Visitors sampling Swedish surströmming (putrid herring) outside - Credit: Mo Styles
Visitors sampling Swedish surströmming (putrid herring) outside Credit: Mo Styles

Having said this, the museum does have the odd success. Ahrens tells me he was very pleasantly surprised by the taste of bull testicles after deep frying a few at the weekend for his visitors. “We had a girl, maybe aged seven, who ate about ten pieces as she liked them so much.”

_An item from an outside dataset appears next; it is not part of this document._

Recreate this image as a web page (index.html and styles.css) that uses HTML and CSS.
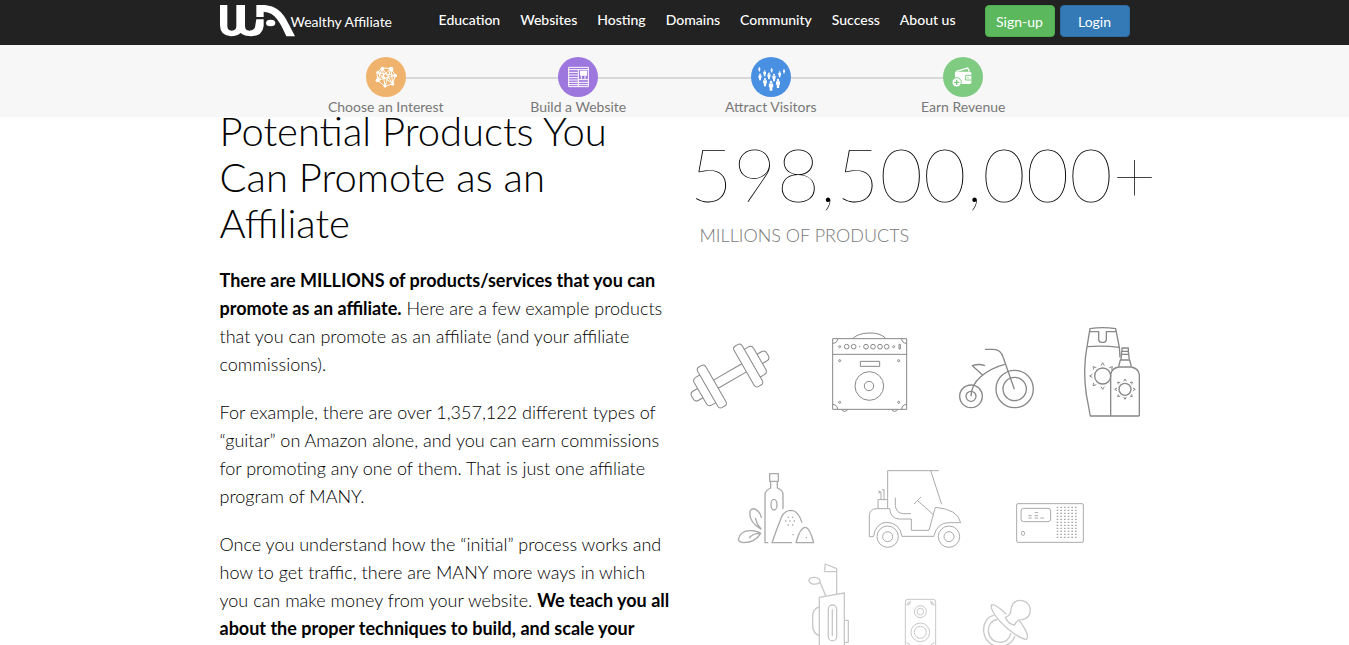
FILE: index.html
```html
<!doctype html>
<html lang="en">
<head>
	<meta charset="utf-8">
	<title>Wealthy Affiliate</title>
	<link rel="stylesheet" href="styles.css">
</head>
<body>
	<header class="site-header">
		<div class="topbar">
			<div class="container topbar-inner">
				<a class="brand" href="#">
					<svg class="logo" width="75" height="33" viewBox="30 15 225 99" aria-hidden="true">
						<path d="M30 15H52V78Q52 92 65 92Q79 92 79 78V15H105V78Q105 92 118 92Q131 92 135 82L139 58H161V78Q158 108 124 109Q104 109 92 99Q80 109 62 109Q30 106 30 76Z" fill="#fff"/>
						<path d="M139 15H157C202 15 222 42 238 76L255 109H229C210 66 195 37 161 35V51H139Z" fill="#fff"/>
						<ellipse cx="182" cy="69" rx="14" ry="10" fill="#fff"/>
					</svg>
					<span>Wealthy Affiliate</span>
				</a>
				<nav class="nav">
					<a href="#">Education</a>
					<a href="#">Websites</a>
					<a href="#">Hosting</a>
					<a href="#">Domains</a>
					<a href="#">Community</a>
					<a href="#">Success</a>
					<a href="#">About us</a>
				</nav>
				<div class="actions">
					<button type="button" class="btn btn-green">Sign-up</button>
					<button type="button" class="btn btn-blue">Login</button>
				</div>
			</div>
		</div>
		<div class="process">
			<ol class="steps">
				<li class="step">
					<svg class="step-icon orange" width="40" height="40" viewBox="0 0 120 120" aria-hidden="true">
						<g fill="none" stroke="#fff" stroke-width="3">
							<path d="M49 33L75 35L88 55L80 80L57 88L35 70L33 47ZM49 33L57 88M75 35L35 70M88 55L33 47M80 80L49 33M33 47L80 80M75 35L57 88M88 55L35 70M49 33L35 70M75 35L80 80"/>
						</g>
						<g fill="#fff">
							<circle cx="49" cy="34" r="5"/><circle cx="75" cy="36" r="7"/><circle cx="88" cy="56" r="5"/><circle cx="80" cy="81" r="5"/>
							<circle cx="57" cy="88" r="4"/><circle cx="35" cy="70" r="6"/><circle cx="36" cy="46" r="5"/><circle cx="53" cy="61" r="4"/>
						</g>
					</svg>
					<a href="#">Choose an Interest</a>
				</li>
				<li class="step">
					<svg class="step-icon purple" width="40" height="40" viewBox="0 0 120 120" aria-hidden="true">
						<path d="M32 31H91V89H32ZM32 38H91M61 38V89M32 46H61M32 54H61M32 62H61M32 69H61M32 76H61M32 83H61M61 68H91M61 76H91M61 83H91M70 56V67M81 56V67" fill="none" stroke="#fff" stroke-width="3"/>
						<path d="M66 41H87V56H66Z" fill="#fff"/>
					</svg>
					<a href="#">Build a Website</a>
				</li>
				<li class="step">
					<svg class="step-icon blue" width="40" height="40" viewBox="0 0 120 120" aria-hidden="true">
						<defs>
							<g id="person">
								<circle cx="0" cy="-9" r="3"/>
								<path d="M-5 -6H5V3H3V11H-3V3H-5Z"/>
							</g>
						</defs>
						<g fill="#fff">
							<use href="#person" transform="translate(25 37) scale(.6)"/>
							<use href="#person" transform="translate(41 49) scale(.8)"/>
							<use href="#person" transform="translate(62 40) scale(.6)"/>
							<use href="#person" transform="translate(99 43) scale(.6)"/>
							<use href="#person" transform="translate(86 52) scale(.8)"/>
							<use href="#person" transform="translate(27 60) scale(.9)"/>
							<use href="#person" transform="translate(54 57) scale(.9)"/>
							<use href="#person" transform="translate(69 62)"/>
							<use href="#person" transform="translate(42 76) scale(1.1)"/>
							<use href="#person" transform="translate(81 80) scale(1.2)"/>
							<use href="#person" transform="translate(60 87) scale(1.3)"/>
						</g>
					</svg>
					<a href="#">Attract Visitors</a>
				</li>
				<li class="step">
					<svg class="step-icon green" width="40" height="40" viewBox="0 0 120 120" aria-hidden="true">
						<path d="M40 43L74 33L79 43" fill="none" stroke="#fff" stroke-width="4"/>
						<path d="M36 44H80Q85 44 85 49V76Q85 81 80 81H40Q36 81 36 76Z" fill="#fff"/>
						<path d="M85 55H68V69H85M75 60V64" fill="none" stroke="#7fcb82" stroke-width="3"/>
						<circle cx="41" cy="76" r="14" fill="#fff" stroke="#7fcb82" stroke-width="3"/>
						<path d="M41 68V84M33 76H49" stroke="#7fcb82" stroke-width="4"/>
					</svg>
					<a href="#">Earn Revenue</a>
				</li>
			</ol>
		</div>
	</header>

	<main class="container content">
		<section class="text">
			<h2>Potential Products You Can Promote as an Affiliate</h2>
			<p><strong>There are MILLIONS of products/services that you can promote as an affiliate.</strong> Here are a few example products that you can promote as an affiliate (and your affiliate commissions).</p>
			<p>For example, there are over 1,357,122 different types of “guitar” on Amazon alone, and you can earn commissions for promoting any one of them. That is just one affiliate program of MANY.</p>
			<p>Once you understand how the “initial” process works and how to get traffic, there are MANY more ways in which you can make money from your website. <strong>We teach you all about the proper techniques to build, and scale your</strong></p>
		</section>

		<section class="products">
			<div class="count">598,500,000+</div>
			<div class="count-label">MILLIONS OF PRODUCTS</div>

			<div class="icon-row dark">
				<!-- dumbbell -->
				<svg width="110" height="100" viewBox="30 0 330 300">
					<g transform="translate(150 168) rotate(-30)">
						<path d="M-49 -14H49M-49 14H49"/>
						<rect x="-77" y="-70" width="28" height="140" rx="10"/>
						<rect x="49" y="-70" width="28" height="140" rx="10"/>
						<path d="M-77 -48H-90Q-103 -48 -103 -36V36Q-103 48 -90 48H-77M77 -48H90Q103 -48 103 -36V36Q103 48 90 48H77"/>
						<path d="M-103 -16H-118Q-130 -16 -130 -5V5Q-130 16 -118 16H-103M103 -16H118Q130 -16 130 -5V5Q130 16 118 16H103"/>
					</g>
				</svg>
				<!-- guitar amp -->
				<svg width="130" height="100" viewBox="360 0 390 300">
					<path d="M458 56H680V268H458ZM458 103H680M519 55Q534 40 567 39Q602 38 617 55M541 124H599V139H541Z"/>
					<path d="M458 70Q472 70 473 56M665 56Q666 70 680 70M458 253Q472 254 473 268M665 268Q666 254 680 253M485 268Q487 274 494 274Q501 274 503 268M635 268Q637 274 644 274Q651 274 653 268"/>
					<circle cx="568" cy="198" r="43"/><circle cx="567" cy="198" r="14"/>
					<circle cx="500" cy="80" r="7"/><circle cx="521" cy="80" r="7"/><circle cx="558" cy="80" r="7"/><circle cx="579" cy="80" r="7"/><circle cx="600" cy="80" r="7"/><circle cx="620" cy="80" r="7"/>
					<circle cx="479" cy="80" r="3"/><circle cx="539" cy="80" r="1"/><circle cx="641" cy="80" r="3"/><path d="M657 73H661V87H657Z"/>
					<circle cx="479" cy="122" r="3"/><circle cx="656" cy="122" r="3"/><circle cx="479" cy="247" r="3"/><circle cx="656" cy="247" r="3"/>
				</svg>
				<!-- tricycle -->
				<svg class="bold" width="130" height="100" viewBox="-30 0 390 300">
					<circle cx="93" cy="229" r="34"/><circle cx="93" cy="229" r="15"/>
					<circle cx="224" cy="207" r="56"/><circle cx="224" cy="207" r="35"/>
					<path d="M135 88H160Q183 88 190 113L223 208M194 133Q150 145 122 170Q94 194 93 229M127 164L97 137Q116 130 135 137"/>
				</svg>
				<!-- sun lotion -->
				<svg width="90" height="100" viewBox="360 0 270 300">
					<g class="bold">
						<path d="M441 80L450 26Q488 20 527 26L538 82M441 80Q490 76 538 82L540 112M441 80Q428 150 439 224L451 288H598M447 35H476V58Q476 67 485 67H491Q499 67 499 58V35H528"/>
						<path d="M512 288V164Q514 145 536 141H573Q596 145 598 164V288M536 139L541 120H569L574 139M543 119L545 94H565L568 119M546 94V84H565V94M545 103H566"/>
						<circle cx="488" cy="168" r="24"/><circle cx="555" cy="208" r="18"/>
					</g>
					<path d="M483 137L488 128L493 137M483 200L488 208L493 200M457 163L449 168L457 173M461 149L459 140L469 143M461 188L459 197L469 194M508 143L517 140L515 149"/>
					<path d="M551 184L555 177L559 184M551 231L555 238L559 231M531 204L524 208L531 212M579 204L586 208L579 212M535 193L533 186L541 188M570 188L577 186L575 193M535 223L533 230L541 228M570 228L577 230L575 223"/>
				</svg>
			</div>

			<div class="icon-row mid">
				<!-- olive oil -->
				<svg class="bold" width="120" height="95" viewBox="0 0 360 285">
					<path d="M119 41H145V64H119ZM122 64V84Q105 91 105 105V248H115M142 64V84Q160 91 159 106V147"/>
					<ellipse cx="132" cy="134" rx="9" ry="16"/>
					<path d="M186 248H126Q141 204 155 170Q164 151 184 151Q205 152 216 188M198 248H251Q239 202 226 202Q211 201 198 248Z"/>
					<path d="M94 208Q55 185 60 154Q65 143 77 148Q93 159 94 174M76 174L82 192L94 208M92 220Q76 247 41 248Q25 246 25 238Q30 214 58 212Q79 211 92 220ZM92 220Q70 219 57 234"/>
					<path stroke-dasharray="4 9" d="M173 172H197M165 183H203M173 195H195M187 224H198M227 233H235"/>
				</svg>
				<!-- golf cart -->
				<svg width="120" height="95" viewBox="360 0 360 285">
					<path d="M473 145V32H626M602 32L635 133M418 230V166Q420 146 440 146H479Q482 177 508 177H544V211H597L616 142Q684 148 692 188H657Q622 188 612 226V229H516Q509 188 469 187Q438 188 430 230ZM496 113V137Q499 160 520 161H543M552 132L573 111M563 122L610 164"/>
					<path d="M444 145V119H472M445 93L453 96V119M456 90L462 88V119M451 96L445 100"/>
					<circle cx="473" cy="230" r="32"/><circle cx="473" cy="230" r="15"/>
					<circle cx="657" cy="230" r="32"/><circle cx="657" cy="230" r="15"/>
				</svg>
				<!-- radio -->
				<svg width="140" height="95" viewBox="-90 -90 420 285">
					<rect x="50" y="41" width="200" height="116" rx="4"/>
					<rect x="63" y="55" width="89" height="40" rx="8"/>
					<ellipse cx="69" cy="130" rx="5" ry="6"/>
					<path d="M85 77H95M85 84H95M104 68H114M104 77H114M104 84H114M121 84H132"/>
					<path stroke-width="4" stroke-dasharray="5 6" d="M170 52H232M170 61H232M170 70H232M170 79H232M170 88H232M170 97H232M170 106H232M170 115H232M170 124H232M170 133H232M170 142H232"/>
				</svg>
			</div>

			<div class="icon-row light">
				<!-- golf bag -->
				<svg class="bold" width="90" height="100" viewBox="0 0 270 300">
					<path d="M88 300V127L163 114V300M163 196H175V262H163M88 155Q68 162 68 184V214Q70 236 88 242M103 50L106 27L140 41V117M103 50H140M91 83L107 122"/>
					<path d="M91 82Q84 89 68 87Q55 83 57 74Q61 66 75 67Q91 69 91 82Z"/>
					<rect x="115" y="150" width="25" height="107" rx="12"/><path d="M127 163V243"/>
				</svg>
				<!-- speaker -->
				<svg width="70" height="100" viewBox="270 0 210 300">
					<rect x="346" y="133" width="91" height="160" rx="8"/>
					<circle cx="391" cy="170" r="18"/><circle cx="391" cy="170" r="10"/>
					<circle cx="391" cy="232" r="28"/><circle cx="391" cy="232" r="18"/>
					<path d="M349 150Q361 151 361 137M434 150Q422 151 422 137M349 263Q361 264 361 277M434 263Q422 264 422 277"/>
					<circle cx="356" cy="145" r="3"/><circle cx="427" cy="145" r="3"/>
				</svg>
				<!-- pacifier -->
				<svg class="bold" width="100" height="100" viewBox="480 0 300 300">
					<path d="M613 181C592 184 579 204 581 230C585 260 607 276 635 274C656 271 669 259 675 243M622 194C606 195 594 209 595 230C598 250 612 263 633 262C648 260 659 250 662 235"/>
					<path d="M649 178Q619 149 606 149Q599 154 611 174Q626 199 657 224Q690 251 709 253Q718 247 704 221Q697 208 688 197"/>
					<path d="M646 187Q662 181 663 165Q664 142 686 136Q715 135 721 162Q722 188 697 194Q679 194 674 210Q656 210 646 187Z"/>
				</svg>
			</div>
		</section>
	</main>
</body>
</html>
```

FILE: styles.css
```css
*{
	box-sizing:border-box;
}
body{
	margin:0;
	height:100vh;
	overflow:hidden;
	background:#fff;
	color:#000;
	font-family:Lato, "Open Sans", sans-serif;
	font-size:14px;
}
a{
	color:inherit;
	text-decoration:none;
}
.container{
	width:100%;
	max-width:940px;
	margin:0 auto;
	padding:0 15px;
}

/* header */
.site-header{
	position:fixed;
	top:0;
	left:0;
	right:0;
	z-index:10;
}
.topbar{
	background:#222;
	color:#fff;
}
.topbar-inner{
	display:flex;
	align-items:flex-start;
	height:45px;
	padding-top:5px;
}
.brand{
	display:flex;
	align-items:center;
	margin-right:auto;
}
.brand span{
	margin-left:-4px;
}
.nav{
	display:flex;
	gap:20px;
	margin-right:29px;
	line-height:30px;
	font-weight:500;
}
.actions{
	display:flex;
	gap:5px;
}
.btn{
	width:70px;
	height:32px;
	padding:0;
	border:1px solid;
	border-radius:4px;
	color:#fff;
	font:inherit;
}
.btn-green{
	background:#5cb85c;
	border-color:#4cae4c;
}
.btn-blue{
	background:#337ab7;
	border-color:#2e6da4;
}

/* steps */
.process{
	background:#f7f7f7;
	color:#777;
}
.steps{
	position:relative;
	z-index:0;
	display:flex;
	max-width:770px;
	height:72px;
	margin:0 auto;
	padding:12px 0 0;
	list-style:none;
}
.step{
	position:relative;
	flex:1;
	text-align:center;
	line-height:20px;
}
.step + .step:before{
	content:"";
	position:absolute;
	top:20px;
	right:50%;
	z-index:-1;
	width:100%;
	height:2px;
	background:#d8d8d8;
}
.step-icon{
	display:block;
	margin:0 auto;
	border-radius:50%;
}
.orange{
	background:#f0b36e;
}
.purple{
	background:#9d76de;
}
.blue{
	background:#4a90e2;
}
.green{
	background:#7fcb82;
}

/* content */
.content{
	display:grid;
	grid-template-columns:1fr 1fr;
	column-gap:30px;
	padding-top:108px;
}
.text{
	margin-right:-14px;
	font-size:18px;
	font-weight:300;
	line-height:28px;
}
.text h2{
	margin:0 0 20px;
	font-size:40px;
	font-weight:300;
	line-height:46px;
}
.text p{
	margin:0 0 20px;
}
.text strong{
	font-weight:700;
}
.products{
	min-width:0;
}
.count{
	padding-top:25px;
	font-size:75px;
	font-weight:100;
	line-height:80px;
	white-space:nowrap;
}
.count-label{
	padding:8px 0 0 10px;
	color:#777;
	font-size:18px;
	font-weight:300;
	line-height:28px;
}
.icon-row{
	display:flex;
	justify-content:center;
	margin-right:-20px;
}
.icon-row svg{
	flex:none;
	fill:none;
	stroke-width:3;
	stroke-linejoin:round;
}
.icon-row .bold{
	stroke-width:4;
}
.dark{
	margin-top:71px;
	stroke:#888;
}
.mid{
	margin-top:40px;
	stroke:#aaa;
}
.light{
	stroke:#c8c8c8;
}
```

What Ahrens loves about curating the museum, besides the reactions of visitors, is the amount he has learned about different cultures and the different circumstances in which these perceived disgusting foods came into existence. “The most frequent question we are asked it 'why did people decide to eat this?' and normally it’s a very natural process; pickling to preserve in the times before refrigerators and so on, but sometimes even we go 'actually, I have no idea how this food came into being.'"

If you yearn for sheep’s eyeball or sip of mouse wine, you may be in luck; though the exhibition will remain permanently based in Sweden, talks are underway about the possibility of popups in major cities around Europe, so London might be getting its own taste of Malmo’s Disgusting Foods.